Definition

Privacy by design is the principle that data protection and privacy safeguards should be built into the architecture, design, and operations of a system from the outset — not bolted on as an afterthought. Enshrined in Article 25 of the GDPR as “data protection by design and by default”, it requires organisations to consider privacy implications at every stage of system development: from choosing what data to collect, to how it is stored and processed, to when and how it is deleted. For AI systems handling sensitive tax data, privacy by design determines fundamental architectural decisions about data flows, storage, access, and retention.

Why it matters

Legal obligation — GDPR Article 25 makes privacy by design a legal requirement, not a best practice; non-compliance can result in significant fines
Professional secrecy — tax advisors and accountants are bound by professional secrecy obligations; the AI system must be designed to uphold these obligations at the architectural level
Trust foundation — clients share sensitive financial information with the expectation that it is protected; privacy by design provides structural assurance rather than relying on procedural promises
Cost efficiency — retrofitting privacy into an existing system is expensive and error-prone; designing it in from the start is cheaper, more reliable, and produces a more coherent architecture

How it works

Privacy by design is implemented through seven foundational principles applied to the AI system’s architecture:

Data minimisation — collect and process only the data strictly necessary for the system’s purpose. If the AI system does not need to store user queries after generating an answer, it should not. If aggregated usage statistics are sufficient for system improvement, individual query logs should be anonymised or deleted.

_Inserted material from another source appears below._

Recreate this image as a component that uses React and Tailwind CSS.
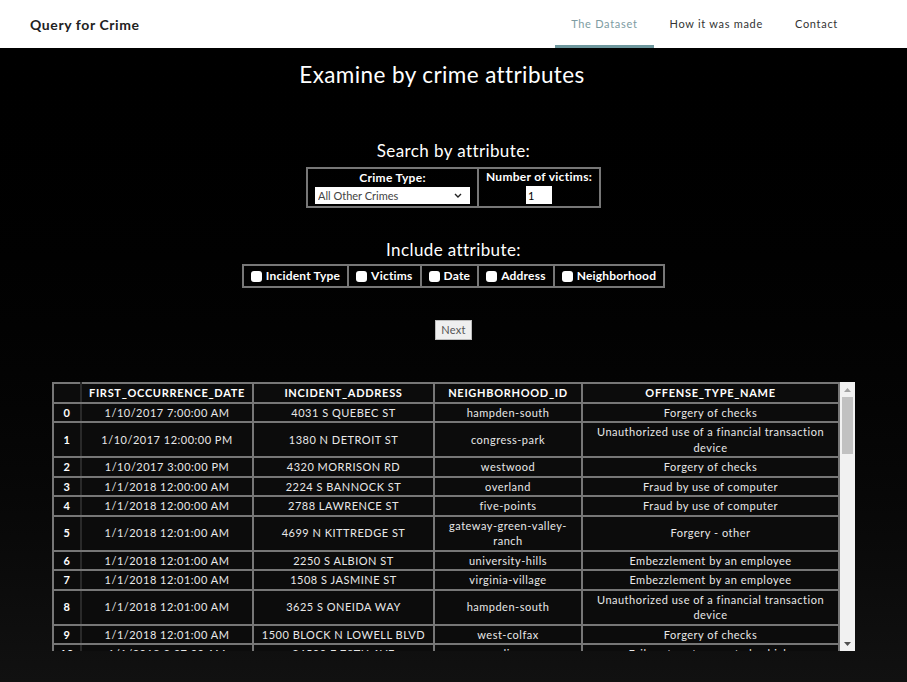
import { useState } from 'react'

const rows = [
  ['0', '1/10/2017 7:00:00 AM', '4031 S QUEBEC ST', 'hampden-south', 'Forgery of checks'],
  ['1', '1/10/2017 12:00:00 PM', '1380 N DETROIT ST', 'congress-park', 'Unauthorized use of a financial transaction device'],
  ['2', '1/10/2017 3:00:00 PM', '4320 MORRISON RD', 'westwood', 'Forgery of checks'],
  ['3', '1/1/2018 12:00:00 AM', '2224 S BANNOCK ST', 'overland', 'Fraud by use of computer'],
  ['4', '1/1/2018 12:00:00 AM', '2788 LAWRENCE ST', 'five-points', 'Fraud by use of computer'],
  ['5', '1/1/2018 12:01:00 AM', '4699 N KITTREDGE ST', 'gateway-green-valley-ranch', 'Forgery - other'],
  ['6', '1/1/2018 12:01:00 AM', '2250 S ALBION ST', 'university-hills', 'Embezzlement by an employee'],
  ['7', '1/1/2018 12:01:00 AM', '1508 S JASMINE ST', 'virginia-village', 'Embezzlement by an employee'],
  ['8', '1/1/2018 12:01:00 AM', '3625 S ONEIDA WAY', 'hampden-south', 'Unauthorized use of a financial transaction device'],
  ['9', '1/1/2018 12:01:00 AM', '1500 BLOCK N LOWELL BLVD', 'west-colfax', 'Forgery of checks'],
  ['10', '1/1/2018 3:37:00 AM', '24500 E 78TH AVE', 'dia', 'Failure to return rented vehicle'],
  ['11', '1/1/2018 8:00:00 AM', '1100 BROADWAY', 'civic-center', 'Fraud by use of computer'],
  ['12', '1/1/2018 9:00:00 AM', '3100 S SHERIDAN BLVD', 'bear-valley', 'Forgery of checks'],
]

const attrs = ['Incident Type', 'Victims', 'Date', 'Address', 'Neighborhood']

export default function App() {
  const [crime, setCrime] = useState('All Other Crimes')
  const [victims, setVictims] = useState('1')
  const [checked, setChecked] = useState({})

  return (
    <div className="min-h-[682px] bg-gradient-to-b from-black to-[#111111] text-white font-['Lato',sans-serif] pb-[30px]">
      <nav className="h-12 bg-white flex items-stretch justify-between pl-[30px] pr-[69px]">
        <div className="flex items-center text-[14px] font-bold text-[#222] tracking-[0.6px]">Query for Crime</div>
        <div className="flex items-stretch text-[11px] tracking-[0.7px]">
          <a className="flex items-center px-4 text-[#7d9ca2] border-b-[3px] border-[#6d979d] pt-[3px]">The Dataset</a>
          <a className="flex items-center px-4 text-[#333]">How it was made</a>
          <a className="flex items-center pl-4 text-[#333]">Contact</a>
        </div>
      </nav>

      <h1 className="text-center text-[22.5px] mt-[13px] leading-[28px] tracking-[0.4px] pr-[23px]">Examine by crime attributes</h1>

      <h2 className="text-center text-[17px] mt-[51px] leading-[22px] tracking-[0.4px]">Search by attribute:</h2>
      <div className="flex justify-center mt-[5px]">
        <table className="border-2 border-[#777] border-collapse">
          <tbody>
            <tr>
              <td className="border-2 border-[#777] px-[7px] pt-[2px] pb-[2px] text-center w-[171px] align-top">
                <div className="text-[12px] font-bold leading-[14px] tracking-[0.3px]">Crime Type:</div>
                <div className="relative mt-[2px]">
                  <select
                    value={crime}
                    onChange={e => setCrime(e.target.value)}
                    className="block appearance-none w-[155px] h-[17px] bg-white text-[#444] text-[11px] pl-[3px] leading-[17px] outline-none rounded-none"
                  >
                    <option>All Other Crimes</option>
                    <option>Larceny</option>
                    <option>Burglary</option>
                  </select>
                  <svg className="absolute right-[8px] top-[6px] pointer-events-none" width="8" height="5" viewBox="0 0 8 5">
                    <path d="M1 1l3 3 3-3" fill="none" stroke="#222" strokeWidth="1.4" />
                  </svg>
                </div>
              </td>
              <td className="border-2 border-[#777] px-[6px] pt-[1px] pb-[2px] text-center w-[122px] align-top">
                <div className="text-[12px] font-bold leading-[14px] tracking-[0.3px]">Number of victims:</div>
                <input
                  value={victims}
                  onChange={e => setVictims(e.target.value)}
                  className="block mx-auto mt-[2px] w-[26px] h-[18px] bg-white text-black text-[11px] pl-[2px] outline-none"
                />
              </td>
            </tr>
          </tbody>
        </table>
      </div>

      <h2 className="text-center text-[17px] mt-[31px] leading-[22px] tracking-[0.4px]">Include attribute:</h2>
      <div className="flex justify-center mt-[3px]">
        <table className="border-2 border-[#777] border-collapse">
          <tbody>
            <tr>
              {attrs.map(a => (
                <td key={a} className="border-2 border-[#777] px-[7px] h-[22px]">
                  <label className="flex items-center gap-[4px] text-[12px] font-bold tracking-[0.2px]">
                    <input
                      type="checkbox"
                      checked={!!checked[a]}
                      onChange={() => setChecked(c => ({ ...c, [a]: !c[a] }))}
                      className="appearance-none w-[11px] h-[11px] bg-white rounded-[3px] checked:bg-[#4a90d9]"
                    />
                    {a}
                  </label>
                </td>
              ))}
            </tr>
          </tbody>
        </table>
      </div>

      <div className="flex justify-center mt-[32px]">
        <button className="h-[20px] px-[5px] bg-[#efefef] border border-[#bbb] text-[#555] text-[11px] tracking-[0.3px]">Next</button>
      </div>

      <div className="w-[803px] mx-auto mt-[42px] h-[269px] flex">
        <div className="w-[788px] overflow-hidden">
          <table className="w-[788px] border-collapse border-2 border-[#777] text-[11px] text-[#e8e8e8] text-center leading-[15.5px] tracking-[0.5px]">
            <thead>
              <tr className="bg-[#0c0c0c] tracking-[0.7px]">
                <th className="border-2 border-[#777] border-r-[#2a2a2a] w-[28px] py-[1px]"></th>
                <th className="border-2 border-[#777] w-[172px] py-[1px] font-bold text-white">FIRST_OCCURRENCE_DATE</th>
                <th className="border-2 border-[#777] w-[181px] py-[1px] font-bold text-white">INCIDENT_ADDRESS</th>
                <th className="border-2 border-[#777] w-[148px] py-[1px] font-bold text-white">NEIGHBORHOOD_ID</th>
                <th className="border-2 border-[#777] py-[1px] font-bold text-white">OFFENSE_TYPE_NAME</th>
              </tr>
            </thead>
            <tbody>
              {rows.map(r => (
                <tr key={r[0]} className="bg-[#0c0c0c]">
                  <th className="border-2 border-[#777] border-r-[#2a2a2a] py-[1px] font-bold text-white">{r[0]}</th>
                  <td className="border-2 border-[#777] py-[1px] px-[4px]">{r[1]}</td>
                  <td className="border-2 border-[#777] py-[1px] px-[4px]">{r[2]}</td>
                  <td className="border-2 border-[#777] py-[1px] px-[8px]">{r[3]}</td>
                  <td className="border-2 border-[#777] py-[1px] px-[8px]">{r[4]}</td>
                </tr>
              ))}
            </tbody>
          </table>
        </div>
        <div className="w-[15px] bg-[#f1f1f1] flex flex-col items-center">
          <div className="h-[15px] flex items-center justify-center">
            <svg width="7" height="4" viewBox="0 0 7 4"><path d="M0 4L3.5 0L7 4Z" fill="#a3a3a3" /></svg>
          </div>
          <div className="w-[11px] h-[57px] bg-[#c1c1c1]" />
          <div className="flex-1" />
          <div className="h-[15px] flex items-center justify-center">
            <svg width="7" height="4" viewBox="0 0 7 4"><path d="M0 0L3.5 4L7 0Z" fill="#505050" /></svg>
          </div>
        </div>
      </div>
    </div>
  )
}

Purpose limitation — data collected for one purpose should not be repurposed without a separate legal basis. User queries collected for generating answers should not be used for marketing without explicit consent.

Access control — implement technical controls (role-based access, encryption, tenant isolation) that enforce privacy policies at the system level, not just the policy level. User data should be inaccessible to anyone without a legitimate need, including system administrators where feasible.

Encryption — protect data at rest and in transit using appropriate encryption. Client data stored in databases should be encrypted. Data transmitted between system components should use TLS. Encryption keys should be managed according to established key management practices.

Retention limits — define and enforce retention periods for all data types. User session data, query logs, and temporary processing artifacts should be automatically deleted after their retention period expires. Automated deletion prevents accumulation of unnecessary personal data.

Transparency — provide clear documentation about what data is collected, how it is processed, where it is stored, and how long it is retained. Privacy notices should be specific and understandable, not generic legal boilerplate.

Default privacy — the system’s default configuration should be the most privacy-protective option. Features that involve additional data collection or sharing should require explicit opt-in rather than opt-out.

Common questions

Q: How does privacy by design apply to AI model training?

A: If user interaction data is used to improve the model, privacy by design requires informed consent, anonymisation where possible, purpose limitation, and the ability for users to opt out. Some organisations avoid using client data for training entirely, relying on synthetic or public data instead.

Q: Does privacy by design conflict with AI system improvement?

A: Not necessarily, but it constrains how improvement happens. Aggregated, anonymised usage patterns can inform system improvements without exposing individual data. The key is designing data collection and processing pipelines that separate system improvement signals from personal data.